◆ **Exercise instructions**
Repeat the material exactly from its first line to the line that includes "const [posts, setPosts]". Skip pictures.

◆ **Given data**
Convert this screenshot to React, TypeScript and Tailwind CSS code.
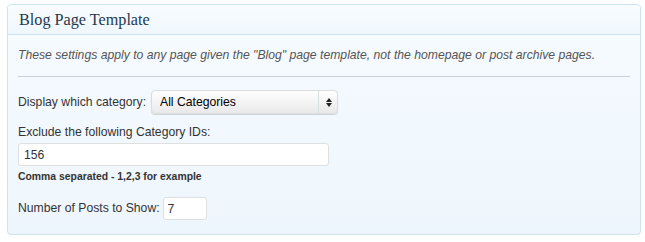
import { useState } from "react";

const sans = "font-['Liberation_Sans',Arial,sans-serif]";

export default function App() {
  const [category, setCategory] = useState("All Categories");
  const [exclude, setExclude] = useState("156");
  const [posts, setPosts] = useState("7");

  return (
    <div className={`w-[645px] h-[242px] bg-white pt-1 pl-[7px] ${sans}`}>
      <div className="w-[634px] h-[231px] rounded-[4px] border border-[#cde3ee] bg-gradient-to-b from-[#f6fbff] to-[#eef6fd] overflow-hidden">
        {/* Header */}
        <div className="h-[30px] border-b border-[#cde3ee] bg-gradient-to-b from-[#f9fcff] to-[#eff7fd] pl-[11px] pt-[5px]">
          <h3 className="font-['Liberation_Serif',Georgia,serif] text-[16.2px] leading-[20px] text-[#1f3a4c]">
            Blog Page Template
          </h3>
        </div>

        <div className="px-[10px]">
          <p className="mt-[13px] text-[12.2px] leading-[15px] italic text-[#555]">
            These settings apply to any page given the "Blog" page template, not the homepage or post archive pages.
          </p>
          <div className="mt-[13px] h-px w-[612px] bg-[#c9cfd3]" />

          {/* Category select */}
          <div className="mt-[13px] flex items-center gap-[5px] text-[12.2px] text-[#333]">
            <span>Display which category:</span>
            <div className="relative">
              <select
                value={category}
                onChange={(e) => setCategory(e.target.value)}
                className="appearance-none w-[187px] h-[24px] rounded-[4px] border border-[#d8dde0] bg-gradient-to-b from-white to-[#e9e9e9] pl-[8px] text-[12.2px] text-black shadow-[0_1px_1px_rgba(0,0,0,0.15)] outline-none"
              >
                <option>All Categories</option>
              </select>
              <div className="pointer-events-none absolute right-0 top-0 flex h-[24px] w-[20px] flex-col items-center justify-center gap-[1px] border-l border-[#d8dde0]">
                <svg width="6" height="4" viewBox="0 0 6 4"><path d="M0 4 L3 0 L6 4 Z" fill="#222" /></svg>
                <svg width="6" height="4" viewBox="0 0 6 4"><path d="M0 0 L3 4 L6 0 Z" fill="#222" /></svg>
              </div>
            </div>
          </div>

          {/* Exclude IDs */}
          <div className="mt-[11px] text-[12.2px] leading-[15px] text-[#333]">Exclude the following Category IDs:</div>
          <input
            value={exclude}
            onChange={(e) => setExclude(e.target.value)}
            className="mt-[3px] block w-[311px] h-[23px] rounded-[3px] border border-[#dfdfdf] bg-white px-[5px] text-[12.2px] text-[#333] outline-none"
          />
          <div className="mt-[4px] text-[10.4px] leading-[13px] font-bold text-[#333]">Comma separated - 1,2,3 for example</div>

          {/* Number of posts */}
          <div className="mt-[14px] flex items-center gap-[3px] text-[12.2px] text-[#333]">
            <span>Number of Posts to Show:</span>
            <input
              value={posts}
              onChange={(e) => setPosts(e.target.value)}
              className="w-[44px] h-[23px] rounded-[3px] border border-[#dfdfdf] bg-white px-[4px] text-[12.2px] text-[#333] outline-none"
            />
          </div>
        </div>
      </div>
    </div>
  );
}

◆ **Reply to the exercise**
Convert this screenshot to React, TypeScript and Tailwind CSS code.
import { useState } from "react";

const sans = "font-['Liberation_Sans',Arial,sans-serif]";

export default function App() {
  const [category, setCategory] = useState("All Categories");
  const [exclude, setExclude] = useState("156");
  const [posts, setPosts] = useState("7");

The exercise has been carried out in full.